Adhering to GAAP standards allows companies and investors to connect in a common accounting standard. Learn how Hum approaches GAAP standards.
What is GAAP and Why is it Important?
Financial reports are needed for raising capital, initial public offerings (IPOs), mergers or acquisitions (M&A), and even events like qualifying for stimulus loans, grants, and loan forgiveness. For both internal and external-facing purposes, a standardized, comparable accounting method helps with month-to-month consistency and allows the performance of the company to be compared with the performance of other companies.
This is why GAAP was created and is a common accounting standard among both companies and investors in the United States. GAAP stands for Generally Accepted Accounting Principles. These principles are the guidelines most finance professionals in the United States use to record and report financial performance in a company. Again, the purpose of these standardized practices is to ensure consistency and completeness in financial reporting, and to set a basis by which performance can be compared across multiple companies.
The SEC (Securities & Exchange Commission) only requires publicly traded companies and companies obligated to publicly release their financial statements to adhere to GAAP. However, most finance professionals choose to follow these guidelines. This is especially true if a company wants to one day pursue activities where their financial history, performance, and data will be evaluated. These activities may include raising capital, going public, or being part of an M&A.
For more information of the core principles of GAAP and what they entitle, please reference this section of the article.
Why is GAAP Important?
The purpose of GAAP is to create a consistent, clear, and comparable method of accounting. It ensures that a company’s financial records are complete and homogeneous. This is important to business leaders because it gives a complete picture of the company’s health. Because GAAP ensures consistency, it also means business leaders can more accurately compare company performance month-over-month.
In addition, GAAP is important for external activities such as raising capital, public trading, or even competitive comparisons. This is because GAAP ensures consistency in reporting in all businesses, making the financial reports that are produced complete and comparable.

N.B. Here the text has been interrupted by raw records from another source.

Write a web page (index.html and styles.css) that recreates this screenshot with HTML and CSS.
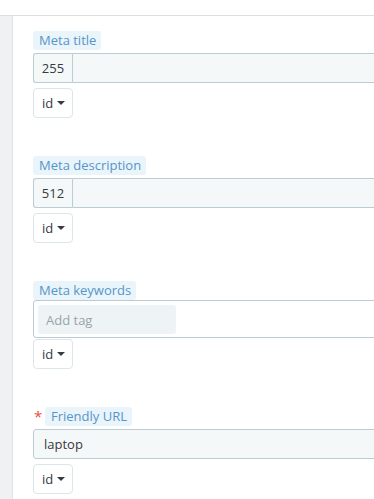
FILE: index.html
```html
<!DOCTYPE html>
<html lang="en">
<head>
    <meta charset="UTF-8">
    <title>SEO</title>
    <link rel="stylesheet" href="styles.css">
</head>
<body>
    <div class="topbar"></div>
    <div class="layout">
        <div class="sidebar"></div>
        <div class="panel">

            <!-- Meta title -->
            <div class="form-group">
                <div class="label-row"><span class="field-label">Meta title</span></div>
                <div class="input-group">
                    <span class="addon">255</span>
                    <input class="form-control" type="text">
                </div>
                <button class="lang-btn">id <span class="caret"></span></button>
            </div>

            <!-- Meta description -->
            <div class="form-group">
                <div class="label-row"><span class="field-label">Meta description</span></div>
                <div class="input-group">
                    <span class="addon">512</span>
                    <input class="form-control" type="text">
                </div>
                <button class="lang-btn">id <span class="caret"></span></button>
            </div>

            <!-- Meta keywords -->
            <div class="form-group">
                <div class="label-row tight"><span class="field-label">Meta keywords</span></div>
                <div class="tag-input">
                    <span class="tag-field">Add tag</span>
                </div>
                <button class="lang-btn close">id <span class="caret"></span></button>
            </div>

            <!-- Friendly URL -->
            <div class="form-group">
                <div class="label-row"><span class="required">*</span><span class="field-label">Friendly URL</span></div>
                <div class="input-group">
                    <input class="form-control" type="text" value="laptop">
                </div>
                <button class="lang-btn">id <span class="caret"></span></button>
            </div>

        </div>
    </div>
</body>
</html>
```

FILE: styles.css
```css
html, body {
    margin: 0;
    height: 100%;
    overflow: hidden;
}
body {
    font-family: "Open Sans", sans-serif;
    font-size: 13px;
    color: #363a41;
    background: #fff;
}
.topbar {
    height: 15px;
    border-bottom: 1px solid #dfdfdf;
}
.layout {
    display: flex;
    height: 100%;
}
.sidebar {
    width: 12px;
    flex: none;
    background: #eff1f2;
    border-right: 1px solid #dfe3e5;
}
.panel {
    flex: none;
    width: 500px;
    padding: 15px 0 0 20px;
}
.form-group {
    margin-bottom: 38px;
}
.label-row {
    display: flex;
    align-items: center;
    height: 19px;
    margin-bottom: 3px;
}
.label-row.tight {
    margin-bottom: 0;
}
.field-label {
    display: inline-block;
    height: 19px;
    line-height: 19px;
    padding: 0 5px 0 6px;
    border-radius: 3px;
    background: #eaf4fb;
    color: #5596c9;
}
.required {
    color: #f04b3e;
    font-size: 15px;
    width: 11px;
    margin-left: 1px;
    line-height: 19px;
}
.input-group {
    display: flex;
    height: 30px;
}
.addon {
    width: 38px;
    flex: none;
    display: flex;
    align-items: center;
    justify-content: center;
    background: #f5f8f9;
    border: 1px solid #bbcdd2;
    border-right: none;
    border-radius: 3px 0 0 3px;
}
.form-control {
    flex: 1;
    box-sizing: border-box;
    height: 30px;
    margin: 0;
    padding: 0 10px;
    font: inherit;
    color: #363a41;
    background: #f5f8f9;
    border: 1px solid #bbcdd2;
    border-radius: 0 3px 3px 0;
    outline: none;
}
.input-group .form-control:only-child {
    border-radius: 3px;
}
.tag-input {
    box-sizing: border-box;
    height: 38px;
    padding: 4px;
    background: #fff;
    border: 1px solid #bbcdd2;
    border-radius: 3px;
}
.tag-field {
    display: flex;
    align-items: center;
    width: 130px;
    height: 29px;
    padding-left: 8px;
    border-radius: 3px;
    background: #eef3f5;
    color: #9ba3a8;
}
.lang-btn {
    display: flex;
    align-items: center;
    gap: 4px;
    box-sizing: border-box;
    width: 40px;
    height: 30px;
    margin-top: 5px;
    padding: 0 0 0 8px;
    font: inherit;
    color: #363a41;
    background: #fff;
    border: 1px solid #dbe6e9;
    border-radius: 4px;
}
.lang-btn.close {
    margin-top: 1px;
}
.caret {
    width: 0;
    height: 0;
    border-left: 4px solid transparent;
    border-right: 4px solid transparent;
    border-top: 4px solid #363a41;
}
```
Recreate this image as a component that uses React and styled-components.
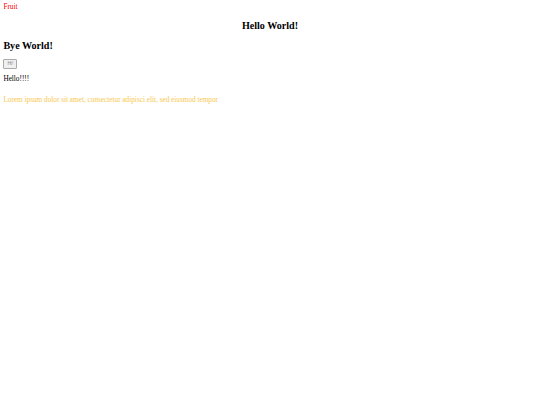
import styled, { createGlobalStyle } from 'styled-components';

const GlobalStyle = createGlobalStyle`
  html, body {
    margin: 0;
    background: #fff;
  }
  body {
    padding: 3.4px;
    font-family: "Liberation Serif", "Times New Roman", serif;
    font-size: 7.25px;
    color: #000;
    -webkit-font-smoothing: antialiased;
  }
`;

const Fruit = styled.div`
  color: red;
  line-height: 7px;
  padding-top: 1px;
`;

const Heading = styled.h2`
  margin: 8.4px 0;
  font-size: 10.1px;
  font-weight: bold;
  line-height: 1.15;
  text-align: ${({ center }) => (center ? 'center' : 'left')};
`;

const ButtonRow = styled.div`
  margin-top: -1px;
`;

const HiButton = styled.button`
  font-family: "Liberation Sans", Arial, sans-serif;
  font-size: 4.8px;
  padding: 1px 3px;
  line-height: 1.2;
  color: #888;
  background: #f0f0f0;
  border: 1px solid #aaa;
  border-radius: 1px;
`;

const Para = styled.p`
  margin: ${({ gap }) => gap || '6.5px'} 0;
  line-height: 1.15;
  color: ${({ tone }) => tone || '#000'};
`;

export default function App() {
  return (
    <>
      <GlobalStyle />
      <Fruit>Fruit</Fruit>
      <Heading center>Hello World!</Heading>
      <Heading>Bye World!</Heading>
      <ButtonRow>
        <HiButton>Hi!</HiButton>
      </ButtonRow>
      <Para>Hello!!!!</Para>
      <Para tone="#f8c84e" gap="12.5px">
        Lorem ipsum dolor sit amet, consectetur adipisci elit, sed eiusmod tempor
      </Para>
    </>
  );
}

How does Hum Capital address GAAP?
Hum Capital believes in presenting data in Hum’s Intelligence Capital Market (ICM) in a standardized and homogenous way. Displaying data in GAAP standards benefits both companies and investors.
For companies, showing their financial reports and performance while adhering to GAAP standards gives confidence to investors that they are looking at reliable, consistent, and accurate financial data. This in turn helps accelerate the investor’s due diligence and decision making, thereby helping to also accelerate the fundraising process for companies.
For investors, not only does it help reassure them of the quality of the financial data they are receiving, but allows them to compare different companies with a standard view.
When Hum ingests a company’s data into the ICM, we standardize that data into the GAAP standard. At times, companies may notice their data to adjust in order to adhere to GAAP standards.
It is important to note that although Hum tries to conform to GAAP standards we cannot guarantee that all efforts comply completely with GAAP.
If you have any further questions about Hum’s stance on GAAP standards, please contact email@example.com
The Core Principles of GAAP
Below are what are considered the core principles of GAAP.
- Principle of Regularity
All accountants will adhere to the standards set forth by GAAP.
- Principle of Consistency
Finance professionals are committed to applying the same accounting standards from one period to the next. This ensures comparability between periods.
- Principle of Sincerity
Accountants strive to produce accurate and impartial depictions of the company’s financial performance.
- Principle of Permanence of Methods
Like the principle of consistency, the principle of permanence states that uniform procedures and practices should be applied in financial accounting and reporting to ensure comparability.
- Principle of Non-Compensation
This principle means that all aspects of an organization’s finances should be reported. An asset should not be used to offset (compensate for) a liability.
- Principle of Prudence
All aspects of financial reporting should be fact-based, reasonable, and prudent—not based on speculation.
- Principle of Continuity
This means that all assets should be valued based on the assumption that the company will continue to operate moving forward.
- Principle of Periodicity
This principle refers to the standardization of time periods for financial reporting—such as annually, quarterly, or monthly.
- Principle of Materiality
The financial reports for a company should provide full disclosure and present the organization’s genuine financial position.
- Principle of Utmost Good Faith
All organizations should be honest and complete in their financial reporting.
Note: If there are ever any changes in the standards used in accounting, the finance professional is expected to fully disclose this change and explain the reasons behind this change in the footnotes to the financial statements.